Danish Minister of Justice Peter Hummelgaard said encrypted services and social media - naming Telegram and TikTok - were widely used to facilitate crime and that if it was up to him alone, some communication platforms would be geoblocked and shut down.

"This is not legally possible today. But we are constantly trying to see if these avenues can be developed and found," he said.

A TikTok spokesperson for the Nordics said the company had no comment on the ministers' statement but added it was looking forward to working with the governments on the issue.

Telegram said that it abided by the EU's Digital Service Act and that recruitment for illegal acts was forbidden on the platform.

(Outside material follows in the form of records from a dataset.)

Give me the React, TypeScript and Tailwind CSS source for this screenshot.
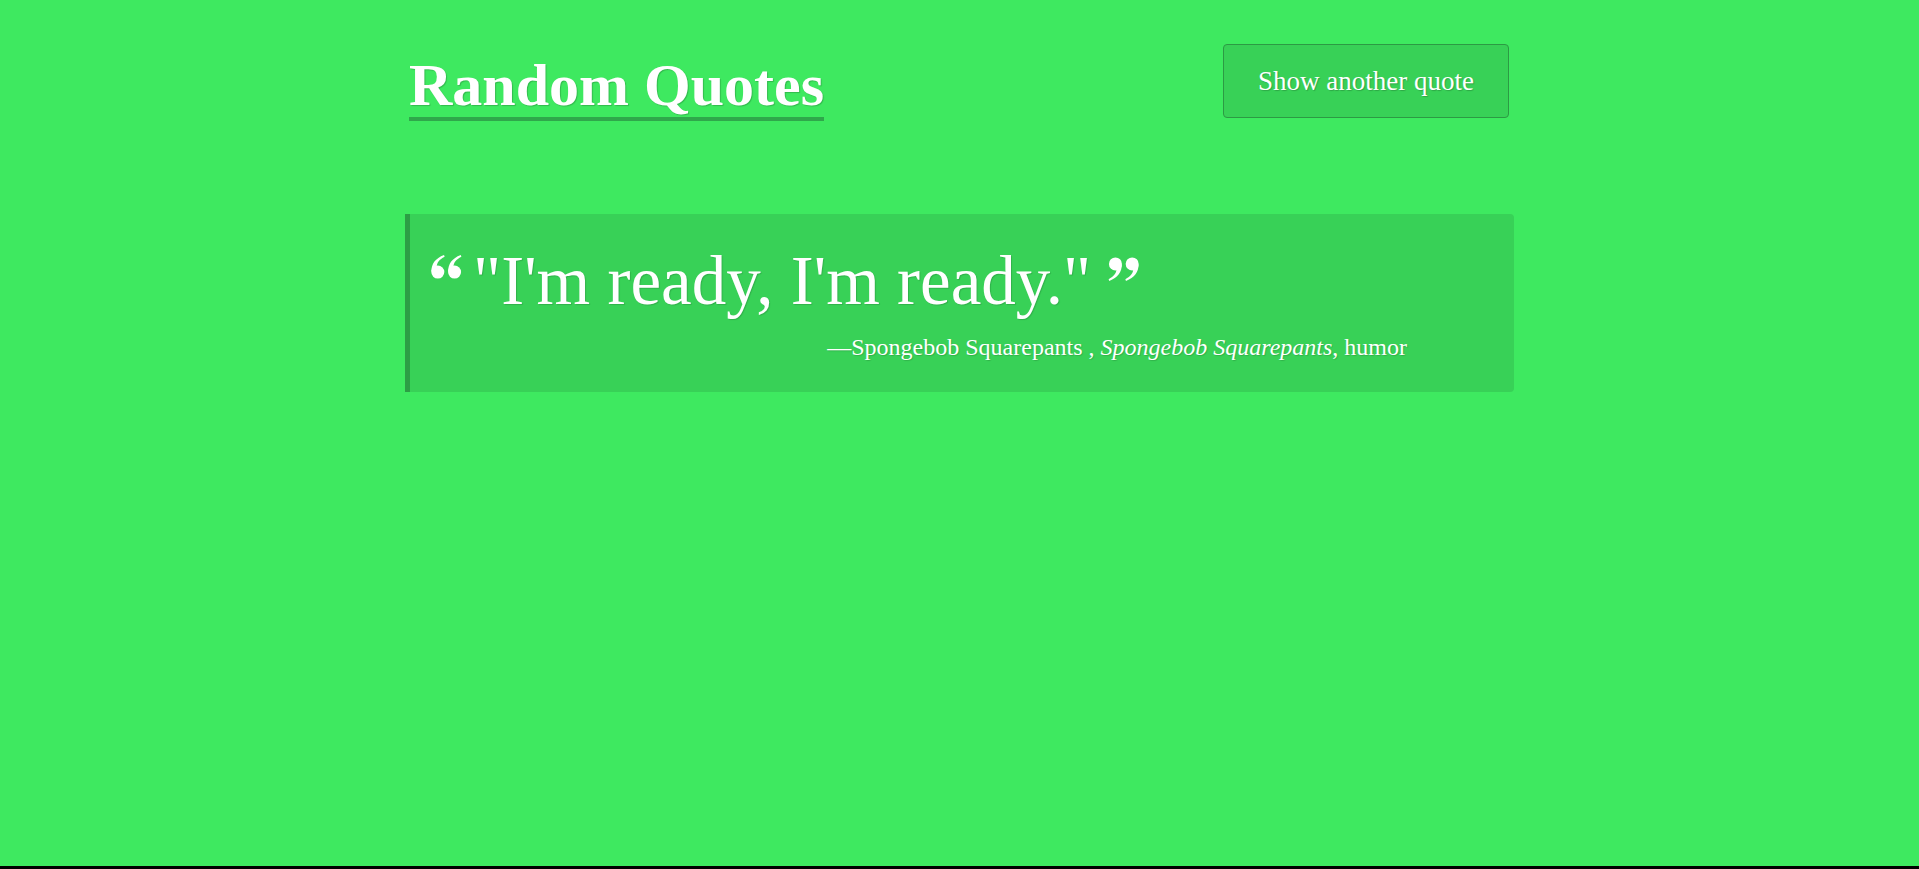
import React from "react";

const serif = { fontFamily: '"Liberation Serif", "Times New Roman", serif' };

function QuoteMark({ flip = false }: { flip?: boolean }) {
  return (
    <svg
      width="31"
      height="24"
      viewBox="0 0 30 23"
      className={flip ? "rotate-180" : ""}
      fill="white"
    >
      <g>
        <circle cx="6.6" cy="16.4" r="6.3" />
        <path d="M0.4 16 C0.4 8.5 4.2 3.2 12.6 0 L13.2 1.7 C8 4.2 5.6 7.8 5.6 11.2 Z" />
      </g>
      <g transform="translate(16.2 0)">
        <circle cx="6.6" cy="16.4" r="6.3" />
        <path d="M0.4 16 C0.4 8.5 4.2 3.2 12.6 0 L13.2 1.7 C8 4.2 5.6 7.8 5.6 11.2 Z" />
      </g>
    </svg>
  );
}

export default function App() {
  return (
    <div className="w-full h-[869px] bg-black overflow-hidden" style={serif}>
      <div className="w-full h-[866px] bg-[#3ee960] text-white">
        <div className="mx-auto w-[1109px] pt-[44px]">
          <div className="flex justify-between items-start">
            <h1 className="ml-[4px] mt-[11px] inline-block text-[60px] leading-[60px] font-bold pb-[2px] border-b-4 border-[#2fa84b] [text-shadow:1px_1px_1px_rgba(0,0,0,0.2)]">
              Random Quotes
            </h1>
            <button className="mr-[5px] w-[286px] h-[74px] rounded-[4px] border border-[#2c9a44] bg-[#38d157] text-[27px] leading-none text-white [text-shadow:1px_1px_1px_rgba(0,0,0,0.2)]">
              Show another quote
            </button>
          </div>

          <blockquote className="mt-[93px] bg-[#38d157] border-l-[5px] border-[#2c9e45] rounded-r-[4px] pl-[21px] pr-[107px] pt-[33px] pb-[33px]">
            <div className="flex items-start">
              <div className="mt-[8px]">
                <QuoteMark />
              </div>
              <p className="ml-[11px] text-[69px] leading-[69px] [text-shadow:1px_1px_1px_rgba(0,0,0,0.15)]">
                "I'm ready, I'm ready."
              </p>
              <div className="ml-[17px] mt-[10px]">
                <QuoteMark flip />
              </div>
            </div>
            <footer className="mt-[19px] flex justify-end text-[24px] leading-[24px] [text-shadow:1px_1px_1px_rgba(0,0,0,0.15)]">
              <span>
                —Spongebob Squarepants , <cite className="italic">Spongebob Squarepants</cite>, humor
              </span>
            </footer>
          </blockquote>
        </div>
      </div>
    </div>
  );
}
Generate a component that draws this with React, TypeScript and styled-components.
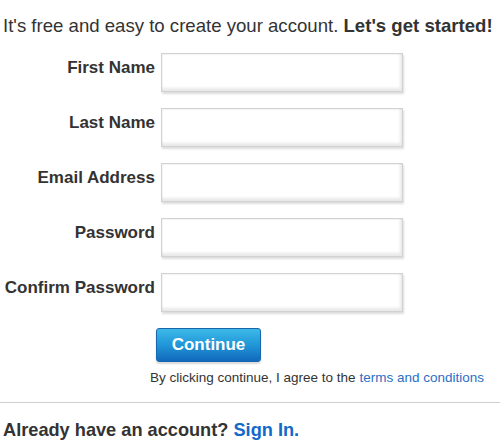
import React from 'react';
import styled, { createGlobalStyle } from 'styled-components';

const GlobalStyle = createGlobalStyle`
  body {
    margin: 0;
    background: #fff;
    font-family: "Liberation Sans", Arial, sans-serif;
    color: #333;
  }
`;

const Page = styled.div`
  width: 500px;
  display: flex;
  flex-direction: column;
`;

const Intro = styled.p`
  margin: 15px 0 0 3px;
  font-size: 18.6px;
  line-height: 22px;
  white-space: nowrap;
`;

const Strong = styled.strong`
  font-weight: 700;
`;

const Form = styled.form`
  display: grid;
  grid-template-columns: 155px 242px;
  column-gap: 6px;
  row-gap: 16px;
  margin-top: 16px;
`;

const Label = styled.label`
  text-align: right;
  font-size: 17px;
  font-weight: 700;
  line-height: 20px;
  padding-top: 4.5px;
  white-space: nowrap;
`;

const Input = styled.input`
  box-sizing: border-box;
  width: 242px;
  height: 39px;
  margin: 0;
  border: 1px solid #d2d2d2;
  background: #fff;
  box-shadow: inset -2px -3px 3px rgba(0, 0, 0, 0.09), inset 1px 1px 1px rgba(0, 0, 0, 0.05),
    1px 2px 2px rgba(0, 0, 0, 0.14);
  font-size: 16px;
  padding: 0 8px;
`;

const Actions = styled.div`
  display: flex;
  flex-direction: column;
  align-items: flex-start;
  padding-left: 150px;
  margin-top: 16px;
`;

const Button = styled.button`
  box-sizing: border-box;
  width: 105px;
  height: 34px;
  margin-left: 6px;
  border: 1px solid #1867ad;
  border-radius: 3px;
  background: linear-gradient(to bottom, #3cb9e8 0%, #2196d8 50%, #1169bd 100%);
  box-shadow: 0 2px 2px rgba(0, 0, 0, 0.15);
  color: #fff;
  font-family: "Liberation Sans", Arial, sans-serif;
  font-size: 17px;
  font-weight: 700;
  cursor: pointer;
`;

const Terms = styled.p`
  margin: 7.5px 0 0;
  font-size: 13.5px;
  line-height: 16px;
  white-space: nowrap;
`;

const Link = styled.a<{ $bold?: boolean }>`
  color: ${p => (p.$bold ? '#1169c9' : '#2b6fc4')};
  font-weight: ${p => (p.$bold ? 700 : 400)};
  text-decoration: none;
`;

const Rule = styled.hr`
  width: 100%;
  margin: 16.5px 0 0;
  border: 0;
  border-top: 1px solid #cfcfcf;
`;

const Footer = styled.p`
  margin: 17px 0 0 3px;
  font-size: 18.2px;
  font-weight: 700;
  line-height: 21px;
  white-space: nowrap;
`;

const fields = [
  { id: 'first', label: 'First Name', type: 'text' },
  { id: 'last', label: 'Last Name', type: 'text' },
  { id: 'email', label: 'Email Address', type: 'email' },
  { id: 'pass', label: 'Password', type: 'password' },
  { id: 'confirm', label: 'Confirm Password', type: 'password' },
];

const App = () => {
  return (
    <Page>
      <GlobalStyle />
      <Intro>
        It's free and easy to create your account. <Strong>Let's get started!</Strong>
      </Intro>
      <Form onSubmit={e => e.preventDefault()}>
        {fields.map(f => (
          <React.Fragment key={f.id}>
            <Label htmlFor={f.id}>{f.label}</Label>
            <Input id={f.id} type={f.type} />
          </React.Fragment>
        ))}
      </Form>
      <Actions>
        <Button type="button">Continue</Button>
        <Terms>
          By clicking continue, I agree to the <Link href="#">terms and conditions</Link>
        </Terms>
      </Actions>
      <Rule />
      <Footer>
        Already have an account? <Link href="#" $bold>Sign In.</Link>
      </Footer>
    </Page>
  );
};

export default App;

"Moderators proactively monitor public parts of the platform, use AI tools and accept user reports in order to remove millions of pieces of content each day that breach Telegram's terms of service," the company said in statement to Reuters.

Meta and X did not immediately reply to requests for comment.

Sweden last week announced the Nordic countries would increase police cooperation and establish a hub in Stockholm to prevent the country's gang crime problem from spreading to Norway, Finland and Denmark.

Denmark intensified security control at its Swedish border this summer and started monitoring train passengers arriving from Sweden more actively, as the EU's open borders have made it easier for criminals to move around the Nordic region.

Sweden has the highest per-capita rate of gun violence in the European Union. Last year 55 people were shot dead in 363 separate incidents in a country of just 10 million people. By comparison, there were just six fatal shootings in the three other Nordic countries combined.